Layer 1: Comparable Baseline Pull 5-10 rental comparables. Calculate the median adjusted rent. This is your raw baseline. Range: lowest adjusted comp to highest adjusted comp. If comps cluster tightly (within $100), your baseline is reliable. If they spread widely (over $300 range), additional research is needed.

Layer 2: Feature Assessment List your property's features relative to comparables. Add premiums for advantages and subtract for deficiencies. Standard adjustments per month: in-unit washer/dryer (+$50-$75), garage (+$50-$100), fenced yard (+$25-$50), updated kitchen (+$50-$100), updated bathroom (+$25-$50), smart home features (+$25-$50), pet-friendly policy (+$25-$50), poor location factors (-$50-$100). Sum adjustments and add to baseline.

Layer 3: Market Condition Overlay Assess current market conditions. Strong demand indicators (vacancy under 4%, DOM under 10 days, 15+ applications per listing): add 3-5% to adjusted baseline. Balanced market: no adjustment. Weak demand (vacancy over 7%, DOM over 21 days, fewer than 5 applications): subtract 3-5%. Seasonal: subtract 3-5% for November-February leasing; add 3-5% for May-August.

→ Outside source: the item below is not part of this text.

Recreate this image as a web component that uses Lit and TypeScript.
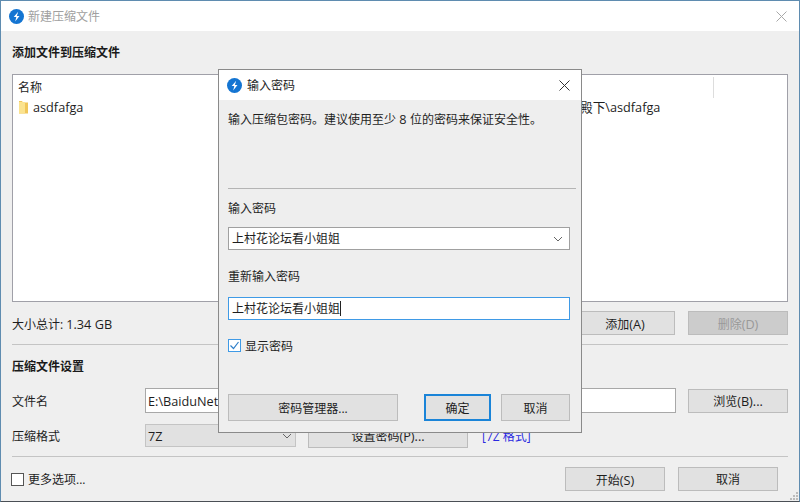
import { LitElement, html, css, svg } from "lit";
import { customElement } from "lit/decorators.js";

const logo = () => html`<svg class="logo" width="15" height="15" viewBox="0 0 16 16">
  <circle cx="8" cy="8" r="8" fill="#1475d2"></circle>
  ${svg`<path d="M9.8 3 5 8.6h2.8L6.6 13.2 11.2 7.4H8.4Z" fill="#fff"></path>`}
</svg>`;

const closeX = (cls: string) => html`<svg class=${cls} width="11" height="11" viewBox="0 0 11 11">
  <path d="M.5.5l10 10M10.5.5l-10 10" fill="none" stroke="currentColor" stroke-width="1"></path>
</svg>`;

const chevron = html`<svg class="chev" width="10" height="6" viewBox="0 0 10 6">
  <path d="M1 1l4 4 4-4" fill="none" stroke="#666" stroke-width="1"></path>
</svg>`;

@customElement("app-root")
export class AppRoot extends LitElement {
  static styles = css`
    :host {
      display: block;
      position: relative;
      width: 800px;
      height: 502px;
      box-sizing: border-box;
      overflow: hidden;
      background: #efefef;
      border: 1px solid #5f8cb0;
      border-bottom-color: #4a4f55;
      font-family: "Open Sans", "Noto Sans CJK SC", sans-serif;
      font-size: 12px;
      line-height: 16px;
      color: #1e1e1e;
    }
    * { box-sizing: border-box; }
    .titlebar {
      height: 30px;
      background: #fff;
      display: flex;
      align-items: center;
      padding: 0 12px 0 8px;
      gap: 4px;
    }
    .titlebar .ttl { flex: 1; padding-top: 2px; }
    .main .ttl { color: #a0a0a0; }
    .logo { flex: none; }
    .x-off { color: #a8a8a8; }
    .x-on { color: #333; }
    .content { padding: 13px 11px 0; }
    .bold { font-weight: 700; color: #1a1a1a; padding-top: 1px; height: 16px; line-height: 16px; }
    .list {
      position: relative;
      margin-top: 14px;
      height: 228px;
      background: #fff;
      border: 1px solid #a0a0a8;
      padding: 5px 5px 0;
    }
    .coldiv {
      position: absolute;
      left: 700px;
      top: 2px;
      width: 1px;
      height: 21px;
      background: #ddd;
    }
    .li {
      margin-top: 3px;
      padding-left: 1px;
      display: flex;
      align-items: center;
      gap: 5px;
      font-size: 12.7px;
    }
    .folder { flex: none; }
    .pathcell { width: 572px; text-align: right; white-space: nowrap; }
    .sumrow {
      margin-top: 9px;
      display: flex;
      align-items: center;
      gap: 13px;
    }
    .sum { flex: 1; padding-top: 2px; }
    .latin { font-size: 12.7px; }
    .sep { height: 1px; background: #c4c4c4; }
    .btn {
      flex: none;
      height: 24px;
      width: 100px;
      display: flex;
      align-items: center;
      justify-content: center;
      background: #e1e1e1;
      border: 1px solid #bcbcbc;
      padding-top: 2px;
      font-size: 12px;
      white-space: nowrap;
    }
    .btn.off { background: #cccccc; color: #999; }
    .sumrow + .sep { margin-top: 9px; }
    .h2 { margin-top: 13px; }
    .grid {
      margin-top: 14px;
      display: grid;
      grid-template-columns: 133px 531px 112px;
      grid-template-rows: 25px 23px;
      row-gap: 11px;
      align-items: center;
    }
    .rowlab { padding-top: 2px; }
    .grid > .browse { margin-left: 12px; }
    .input {
      height: 25px;
      background: #fff;
      border: 1px solid #a8a8a8;
      display: flex;
      align-items: center;
      padding-left: 2px;
      font-size: 12.7px;
      white-space: nowrap;
      overflow: hidden;
    }
    .fmt {
      grid-column: 2 / 4;
      display: flex;
      align-items: center;
    }
    .select-off {
      width: 151px;
      height: 23px;
      background: #e1e1e1;
      border: 1px solid #c4c4c4;
      display: flex;
      align-items: center;
      justify-content: space-between;
      padding: 0 3px 0 2px;
      font-size: 12.7px;
      margin-right: 12px;
    }
    .fmt .btn { width: 160px; height: 24px; }
    .link { margin-left: 14px; color: #2a2ae0; padding-top: 2px; }
    .fmt-sep { margin-top: 9px; }
    .foot {
      margin-top: 10px;
      display: flex;
      align-items: center;
      padding-right: 10px;
    }
    .cb {
      flex: none;
      width: 13px;
      height: 13px;
      background: #fff;
      border: 1px solid #555;
      margin-right: 4px;
      display: flex;
    }
    .foot .cb { margin-left: -1px; }
    .foot .more { flex: 1; padding-top: 2px; }
    .foot .btn + .btn { margin-left: 13px; }
    .grip {
      position: absolute;
      right: 1px;
      bottom: 1px;
      width: 9px;
      height: 9px;
    }

    .dialog {
      position: absolute;
      left: 217px;
      top: 68px;
      width: 364px;
      height: 364px;
      background: #eeeeee;
      border: 1px solid #8a8a8a;
    }
    .dialog .titlebar { padding: 0 11px 0 8px; gap: 5px; }
    .dbody { padding: 10px 5px 0 9px; }
    .desc { padding-top: 1px; height: 16px; }
    .dsep { margin-top: 62px; height: 1px; background: #b4b4b4; }
    .lab { margin-top: 11px; padding-top: 1px; height: 16px; }
    .lab.second { margin-top: 18px; }
    .field {
      margin-top: 11px;
      width: 342px;
      height: 23px;
      background: #fff;
      border: 1px solid #a0a0a0;
      display: flex;
      align-items: center;
      justify-content: space-between;
      padding: 0 6px 0 3px;
    }
    .field.focus { margin-top: 13px; border-color: #3f9ae6; justify-content: flex-start; }
    .field > span:first-child { padding-top: 1px; }
    .caret { width: 1px; height: 15px; background: #222; }
    .check { margin-top: 19px; display: flex; align-items: center; height: 13px; }
    .check .cb { border-color: #3f9ae6; }
    .check .txt { padding-top: 2px; }
    .dbtns {
      margin-top: 42px;
      width: 342px;
      display: flex;
      height: 27px;
    }
    .dbtns .btn { height: 27px; }
    .dbtns .mgr { width: 170px; }
    .dbtns .ok {
      width: 67px;
      margin-left: 26px;
      border: 2px solid #1a84d8;
    }
    .dbtns .cancel { width: 69px; margin-left: 10px; }
  `;

  render() {
    return html`
      <div class="main">
        <div class="titlebar">
          ${logo()}
          <span class="ttl">新建压缩文件</span>
          ${closeX("x-off")}
        </div>
        <div class="content">
          <div class="bold">添加文件到压缩文件</div>
          <div class="list">
            <div class="coldiv"></div>
            <div>名称</div>
            <div class="li">
              <svg class="folder" width="9" height="13" viewBox="0 0 9 13">
                <path d="M0 0h3l1 1.5h5V12.5H0Z" fill="#f0c65a"></path>
                <path d="M0 1h6v11.5H0Z" fill="#fbe38f"></path>
              </svg>
              <span>asdfafga</span>
              <span class="pathcell">E:\\BaiduNetdiskDownload\\殿下\\asdfafga</span>
            </div>
          </div>
          <div class="sumrow">
            <span class="sum">大小总计: <span class="latin">1.34 GB</span></span>
            <div class="btn"><span>添加<span class="latin">(A)</span></span></div>
            <div class="btn off"><span>删除<span class="latin">(D)</span></span></div>
          </div>
          <div class="sep"></div>
          <div class="bold h2">压缩文件设置</div>
          <div class="grid">
            <span class="rowlab">文件名</span>
            <div class="input">E:\\BaiduNetdiskDownload\\asdfafga.7z</div>
            <div class="btn browse"><span>浏览<span class="latin">(B)...</span></span></div>
            <span class="rowlab">压缩格式</span>
            <div class="fmt">
              <div class="select-off"><span>7Z</span>${chevron}</div>
              <div class="btn"><span>设置密码<span class="latin">(P)...</span></span></div>
              <span class="link">[7Z 格式]</span>
            </div>
          </div>
          <div class="sep fmt-sep"></div>
          <div class="foot">
            <span class="cb"></span>
            <span class="more">更多选项...</span>
            <div class="btn"><span>开始<span class="latin">(S)</span></span></div>
            <div class="btn">取消</div>
          </div>
        </div>
      </div>
      <svg class="grip" viewBox="0 0 9 9">
        <path d="M7 1h2v2H7ZM4 4h2v2H4ZM7 4h2v2H7ZM1 7h2v2H1ZM4 7h2v2H4ZM7 7h2v2H7Z" fill="#bbb"></path>
      </svg>

      <div class="dialog">
        <div class="titlebar">
          ${logo()}
          <span class="ttl">输入密码</span>
          ${closeX("x-on")}
        </div>
        <div class="dbody">
          <div class="desc">输入压缩包密码。建议使用至少<span class="latin"> 8 </span>位的密码来保证安全性。</div>
          <div class="dsep"></div>
          <div class="lab">输入密码</div>
          <div class="field"><span>上村花论坛看小姐姐</span>${chevron}</div>
          <div class="lab second">重新输入密码</div>
          <div class="field focus"><span>上村花论坛看小姐姐</span><span class="caret"></span></div>
          <div class="check">
            <span class="cb">
              <svg width="11" height="11" viewBox="0 0 11 11">
                <path d="M1.5 5.5l3 3 5-6.5" fill="none" stroke="#2f7fc9" stroke-width="1.2"></path>
              </svg>
            </span>
            <span class="txt">显示密码</span>
          </div>
          <div class="dbtns">
            <div class="btn mgr">密码管理器...</div>
            <div class="btn ok">确定</div>
            <div class="btn cancel">取消</div>
          </div>
        </div>
      </div>
    `;
  }
}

Market Testing List at your target rent. Monitor response over 48-72 hours. 20+ inquiries in 48 hours: priced too low by $50-$100 — consider raising. 10-15 inquiries: priced correctly. 5 or fewer: priced too high or listing quality is poor. Adjust and re-test.

Real-World Example

Victor estimated rent for a 3-bed, 2-bath SFR in Tampa, FL after a light rehab. Layer 1: 8 comps showed adjusted median of $1,850 (range: $1,700-$2,050). Layer 2: Feature adjustments: updated kitchen (+$75), no garage (-$75), fenced yard (+$35), smart thermostat (+$25), pet-friendly (+$40). Net adjustment: +$100. Adjusted baseline: $1,950. Layer 3: Tampa vacancy at 3.8%, DOM at 8 days, 18 applications per listing average — strong demand. Added 4%: $1,950 x 1.04 = $2,028. Victor set his range: walk rent $1,900, target rent $2,025, stretch rent $2,100. He listed at $2,050. Within 48 hours, he received 22 inquiries. He raised to $2,100, received 14 inquiries, and leased at $2,100 with a $2,100 security deposit to a qualified tenant earning $78,000/year.

Pros & Cons

Advantages
  • Systematic approach eliminates guesswork and emotional pricing
  • Three-layer methodology captures comparables, features, and market conditions
  • Range output (walk/target/stretch) provides flexibility for different market scenarios
  • Market testing provides real-time feedback to calibrate pricing
  • Builds institutional-quality pricing discipline for your portfolio
Drawbacks
  • Requires significant upfront research time (2-3 hours per property)
  • Feature adjustments involve judgment that can introduce bias
  • Market conditions can shift between analysis and listing
  • Small or unique markets may lack sufficient data for robust analysis
  • Over-optimization can lead to analysis paralysis on pricing

Watch Out

  • Anchoring Bias: If you need $2,000/month for the deal to work, you'll subconsciously find comps and adjustments that support $2,000. Start with the data objectively, then evaluate whether the deal works at market rent — not the other way around.
  • Listing Quality Impact: Poor listing photos, weak descriptions, or limited distribution can suppress response regardless of price. Before concluding your price is too high, ensure your listing quality matches the property quality.
  • Concession Hidden Costs: Some comps may include concessions (one month free, waived application fees) that aren't reflected in the listed rent. A $1,800/month comp with one month free is effectively $1,650/month. Ask about concessions when researching comps.
  • Over-Pricing Vacancy Cost: Every week your property sits vacant at $2,100/month instead of leasing at $2,000/month costs $500 in lost rent. Two weeks of vacancy to chase $100/month premium takes 10 months to recover. Price to lease quickly, then raise at renewal.

Ask an Investor

The Takeaway

Rent estimation methodology transforms pricing from a gut feeling into a data-driven process. The three-layer approach — comparables, feature adjustments, and market condition overlay — produces an accurate rent range that maximizes income while maintaining occupancy. Always market-test your estimate, be willing to adjust based on real-world response, and remember that a quickly leased unit at $50 below target is more profitable than a vacant unit at $100 above target.